When it comes to internet fame, I’m torn. When Elizabeth Banks partnered with YouTube and WhoHaha, naturally, I wanted her input.
On the one hand, you can’t deny there’s a stigma around YouTubers, Instagram models, influencers, and people who become famous on the internet — actually talented or not. The Huffington Post, for example, savagely called internet fame “empty and stupid.” Fair. Did these people have to go to casting calls, auditions, and knock down doors to get their time on screen? Maaaaaybe not. For these reasons, internet fame may not be as respected as much as making it in Hollywood the traditional way. (Like Elizabeth Banks, who jokes that the internet is destroying us in our talk. Not really a joke, tho.)
On the other hand, making it on the internet is still a hustle.
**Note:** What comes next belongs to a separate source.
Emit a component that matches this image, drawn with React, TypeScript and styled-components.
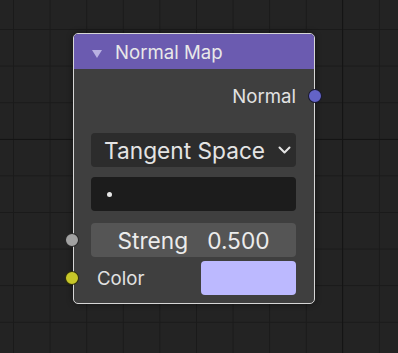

BELIEVE ME. It may not seem like it because teenagers putting YouTube videos up from their grandma’s basement and dorm room are making fucking millions. But that feels like the exception. Every person I know with their own site or channel and I are working our ass off. Honestly, being at the YouTube Space in LA opened my eyes too. I saw how much time, effort, and energy some creators really put into their content. But the whole experience had me thinking:
Because these hustles are so different, is one necessarily better than the other?
Elizabeth Banks, who climbed her way to the top the old school way, shares some input for entitled millennials who expect to get famous over night. The best takeaway (this is for you, people who love to tell me I’m a workaholic and need a drink, which are both true) is this: hard work is what it really takes, even if it means real sacrifice, to make it to the top.